Most of all, I am a start on page one and continue to write until I am at page done. And then I’m done. Straight-forward. Chronological.
I attended a writing workshop with author Matt Bell, hosted by Tin Roof Publishing, several years ago and was given Matt Bell’s book Refuse to be Done. He talked about writing in islands, meaning to write the scene that is in the front of the head, not the scene that is chronologically about to happen.
I’m not good at island writing. I really am much more of a chronological writer. But I have done the island hopping when I had a full draft and really knew which scenes needed to go where. And the experience was kind of amazing.
Island writing means that when I have my scene in mind, I know its setting, its texture that I just give myself permission to write it.
Island writing means that this is a scene that might not make it into the final draft. But its there for me to contemplate. Island writing means grabbing that scene and experiencing it and imbibing its presence.
After writing the islands, Bell then said to write the bridges, the connective tissue. This is where I struggle. But I guess it’s about asking myself the route to take to the island. What is the island hoping to achieve and how will my character arrive there?

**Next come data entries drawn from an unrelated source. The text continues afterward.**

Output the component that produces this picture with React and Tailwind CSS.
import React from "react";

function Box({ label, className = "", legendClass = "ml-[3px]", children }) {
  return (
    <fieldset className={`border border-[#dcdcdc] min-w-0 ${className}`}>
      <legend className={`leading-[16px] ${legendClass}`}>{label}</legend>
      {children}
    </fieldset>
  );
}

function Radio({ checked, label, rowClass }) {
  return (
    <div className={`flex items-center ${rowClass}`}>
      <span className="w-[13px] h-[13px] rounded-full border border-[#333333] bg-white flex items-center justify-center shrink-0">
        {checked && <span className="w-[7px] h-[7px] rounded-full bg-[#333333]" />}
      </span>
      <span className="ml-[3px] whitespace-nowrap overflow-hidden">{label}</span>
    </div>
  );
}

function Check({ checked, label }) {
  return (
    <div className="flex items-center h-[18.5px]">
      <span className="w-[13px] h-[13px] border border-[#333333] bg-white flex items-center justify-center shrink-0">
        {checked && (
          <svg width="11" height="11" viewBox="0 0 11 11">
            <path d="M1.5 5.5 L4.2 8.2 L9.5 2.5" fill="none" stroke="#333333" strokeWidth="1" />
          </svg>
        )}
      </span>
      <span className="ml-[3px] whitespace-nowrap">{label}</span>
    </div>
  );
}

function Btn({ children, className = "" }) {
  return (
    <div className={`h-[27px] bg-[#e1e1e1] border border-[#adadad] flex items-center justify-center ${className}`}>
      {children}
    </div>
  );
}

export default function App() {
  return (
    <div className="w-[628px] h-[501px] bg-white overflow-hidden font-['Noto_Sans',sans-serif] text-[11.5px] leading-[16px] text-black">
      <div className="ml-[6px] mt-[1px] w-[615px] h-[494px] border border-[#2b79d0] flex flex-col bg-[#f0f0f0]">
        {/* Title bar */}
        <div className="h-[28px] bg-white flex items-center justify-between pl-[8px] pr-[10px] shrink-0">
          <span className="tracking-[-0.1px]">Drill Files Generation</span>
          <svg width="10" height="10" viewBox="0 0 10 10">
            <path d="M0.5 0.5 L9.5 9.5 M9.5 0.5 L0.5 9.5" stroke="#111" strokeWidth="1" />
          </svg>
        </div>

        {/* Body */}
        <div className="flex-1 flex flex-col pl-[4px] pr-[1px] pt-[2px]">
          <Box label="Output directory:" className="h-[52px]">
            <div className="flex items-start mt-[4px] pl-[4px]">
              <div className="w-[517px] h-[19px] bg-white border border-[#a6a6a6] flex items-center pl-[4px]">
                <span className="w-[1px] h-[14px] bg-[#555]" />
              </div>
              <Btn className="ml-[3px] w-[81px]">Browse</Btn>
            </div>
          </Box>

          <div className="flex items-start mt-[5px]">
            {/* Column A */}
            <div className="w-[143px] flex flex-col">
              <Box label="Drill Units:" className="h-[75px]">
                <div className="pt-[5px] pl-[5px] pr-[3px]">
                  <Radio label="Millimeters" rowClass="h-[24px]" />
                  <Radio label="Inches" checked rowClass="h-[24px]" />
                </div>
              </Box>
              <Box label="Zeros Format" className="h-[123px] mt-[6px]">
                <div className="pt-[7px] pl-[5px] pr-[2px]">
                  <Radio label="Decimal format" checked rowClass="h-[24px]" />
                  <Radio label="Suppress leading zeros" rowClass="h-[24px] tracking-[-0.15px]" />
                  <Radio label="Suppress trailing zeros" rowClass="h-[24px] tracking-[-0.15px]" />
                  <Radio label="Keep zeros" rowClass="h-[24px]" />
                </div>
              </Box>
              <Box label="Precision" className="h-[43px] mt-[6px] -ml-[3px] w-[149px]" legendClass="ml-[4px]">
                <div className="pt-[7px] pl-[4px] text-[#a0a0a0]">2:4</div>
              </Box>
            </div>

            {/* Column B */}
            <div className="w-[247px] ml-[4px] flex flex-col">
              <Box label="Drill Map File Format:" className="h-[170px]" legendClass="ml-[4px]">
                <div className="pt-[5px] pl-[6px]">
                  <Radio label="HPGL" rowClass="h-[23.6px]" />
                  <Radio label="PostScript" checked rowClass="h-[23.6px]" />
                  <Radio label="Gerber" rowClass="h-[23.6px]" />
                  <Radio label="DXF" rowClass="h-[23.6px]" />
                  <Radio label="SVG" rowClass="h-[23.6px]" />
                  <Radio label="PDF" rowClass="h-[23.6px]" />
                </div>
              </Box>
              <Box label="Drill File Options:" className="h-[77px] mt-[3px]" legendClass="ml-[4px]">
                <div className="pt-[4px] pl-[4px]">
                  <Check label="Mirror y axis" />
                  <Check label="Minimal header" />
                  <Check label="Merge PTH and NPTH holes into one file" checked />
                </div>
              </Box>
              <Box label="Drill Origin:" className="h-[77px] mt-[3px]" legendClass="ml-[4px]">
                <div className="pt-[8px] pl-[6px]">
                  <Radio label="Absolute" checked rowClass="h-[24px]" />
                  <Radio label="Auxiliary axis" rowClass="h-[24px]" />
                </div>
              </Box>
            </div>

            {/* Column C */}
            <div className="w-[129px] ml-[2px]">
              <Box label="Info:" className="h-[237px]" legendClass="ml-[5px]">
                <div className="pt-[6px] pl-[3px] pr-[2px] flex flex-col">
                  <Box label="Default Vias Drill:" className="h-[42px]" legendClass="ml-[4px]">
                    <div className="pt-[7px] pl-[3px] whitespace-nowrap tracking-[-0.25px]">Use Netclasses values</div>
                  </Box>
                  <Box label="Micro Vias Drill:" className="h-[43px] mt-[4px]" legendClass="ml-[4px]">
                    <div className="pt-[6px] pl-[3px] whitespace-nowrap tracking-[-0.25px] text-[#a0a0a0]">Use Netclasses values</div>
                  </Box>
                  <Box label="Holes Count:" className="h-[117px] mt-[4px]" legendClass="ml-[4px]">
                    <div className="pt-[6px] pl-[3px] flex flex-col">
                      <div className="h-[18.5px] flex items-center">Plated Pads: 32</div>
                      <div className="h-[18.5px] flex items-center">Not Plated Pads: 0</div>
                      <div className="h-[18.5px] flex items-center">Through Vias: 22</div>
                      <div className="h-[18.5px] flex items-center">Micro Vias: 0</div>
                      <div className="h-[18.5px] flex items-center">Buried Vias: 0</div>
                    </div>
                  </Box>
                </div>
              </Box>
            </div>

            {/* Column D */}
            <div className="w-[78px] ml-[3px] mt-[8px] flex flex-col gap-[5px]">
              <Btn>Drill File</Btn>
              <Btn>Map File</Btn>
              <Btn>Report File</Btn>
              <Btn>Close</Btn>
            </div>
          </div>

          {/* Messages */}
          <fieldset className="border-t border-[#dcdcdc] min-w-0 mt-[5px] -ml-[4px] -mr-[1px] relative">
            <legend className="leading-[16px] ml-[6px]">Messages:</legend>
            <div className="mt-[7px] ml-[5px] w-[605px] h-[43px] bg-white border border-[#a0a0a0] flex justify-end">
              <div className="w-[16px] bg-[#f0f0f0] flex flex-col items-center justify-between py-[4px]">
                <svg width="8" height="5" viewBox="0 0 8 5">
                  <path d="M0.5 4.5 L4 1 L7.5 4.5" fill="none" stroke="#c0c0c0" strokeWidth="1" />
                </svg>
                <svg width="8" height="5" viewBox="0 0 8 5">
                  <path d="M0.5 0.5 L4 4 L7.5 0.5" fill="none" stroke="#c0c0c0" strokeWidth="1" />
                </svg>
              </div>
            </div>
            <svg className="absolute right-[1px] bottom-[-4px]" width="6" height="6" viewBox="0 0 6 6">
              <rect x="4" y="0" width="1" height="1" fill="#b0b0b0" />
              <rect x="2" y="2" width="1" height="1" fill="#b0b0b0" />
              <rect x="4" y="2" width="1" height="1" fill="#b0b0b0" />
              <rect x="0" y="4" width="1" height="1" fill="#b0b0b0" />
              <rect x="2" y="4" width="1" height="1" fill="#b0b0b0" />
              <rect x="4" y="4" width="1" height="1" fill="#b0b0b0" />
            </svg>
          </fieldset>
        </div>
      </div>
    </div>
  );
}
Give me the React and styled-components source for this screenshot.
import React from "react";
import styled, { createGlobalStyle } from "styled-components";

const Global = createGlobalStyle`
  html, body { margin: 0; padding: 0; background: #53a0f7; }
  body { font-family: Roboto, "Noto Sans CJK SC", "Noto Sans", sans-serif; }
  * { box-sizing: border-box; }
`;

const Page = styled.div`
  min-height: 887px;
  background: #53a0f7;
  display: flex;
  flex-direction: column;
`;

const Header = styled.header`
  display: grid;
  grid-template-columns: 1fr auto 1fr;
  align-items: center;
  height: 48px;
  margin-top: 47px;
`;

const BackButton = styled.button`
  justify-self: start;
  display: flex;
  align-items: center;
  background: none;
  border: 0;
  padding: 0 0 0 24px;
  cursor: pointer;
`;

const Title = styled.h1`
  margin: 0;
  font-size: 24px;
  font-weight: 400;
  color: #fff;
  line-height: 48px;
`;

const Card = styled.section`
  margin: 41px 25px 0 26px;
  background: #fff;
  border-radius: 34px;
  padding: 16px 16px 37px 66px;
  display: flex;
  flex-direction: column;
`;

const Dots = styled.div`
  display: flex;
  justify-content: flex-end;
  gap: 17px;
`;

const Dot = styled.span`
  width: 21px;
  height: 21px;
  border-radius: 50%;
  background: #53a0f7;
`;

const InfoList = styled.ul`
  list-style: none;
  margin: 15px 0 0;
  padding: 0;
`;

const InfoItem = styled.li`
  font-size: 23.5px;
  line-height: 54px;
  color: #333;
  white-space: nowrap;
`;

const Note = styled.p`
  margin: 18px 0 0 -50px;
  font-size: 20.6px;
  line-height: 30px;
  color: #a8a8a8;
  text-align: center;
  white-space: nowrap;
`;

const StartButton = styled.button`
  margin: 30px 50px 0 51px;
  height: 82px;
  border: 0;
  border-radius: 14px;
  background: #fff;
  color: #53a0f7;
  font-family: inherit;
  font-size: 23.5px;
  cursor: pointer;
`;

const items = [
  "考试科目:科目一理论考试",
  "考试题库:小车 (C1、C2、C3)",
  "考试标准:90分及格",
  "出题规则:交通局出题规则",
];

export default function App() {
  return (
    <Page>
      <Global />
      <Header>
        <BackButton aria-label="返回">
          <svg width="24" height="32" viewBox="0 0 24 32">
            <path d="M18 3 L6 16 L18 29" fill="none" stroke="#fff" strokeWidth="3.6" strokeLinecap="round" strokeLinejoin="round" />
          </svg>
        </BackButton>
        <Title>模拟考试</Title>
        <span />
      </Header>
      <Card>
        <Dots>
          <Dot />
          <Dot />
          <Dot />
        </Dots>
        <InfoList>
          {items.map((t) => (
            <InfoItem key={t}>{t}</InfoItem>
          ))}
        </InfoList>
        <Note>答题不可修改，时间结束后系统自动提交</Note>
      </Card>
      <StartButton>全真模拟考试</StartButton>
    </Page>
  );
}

Bell gives fabulous advice: keep the character moving. If the character is in the same setting as before, make sure something new happens or something new is within the setting or I’m just repeating what has already happened.
Island writing is about trusting myself. Trust my characters. And trust my ability to revise. I have been holing myself up into not writing because I am intimidated by the concept of the final product: publication. But given that I’m not sending things out because I never feel confident in my ability, then publication isn’t the final product.
But this really is about trust. I am a good writer. And I have wonderful characters who bloom on the page and then walk with me and, at times, inhabit my dreams. I have to trust myself that I can script out the island and its conflict and its setting and its characters. And then I can walk the bridge that will connect my islands.
Trust. Trust the steps and the process. Trust.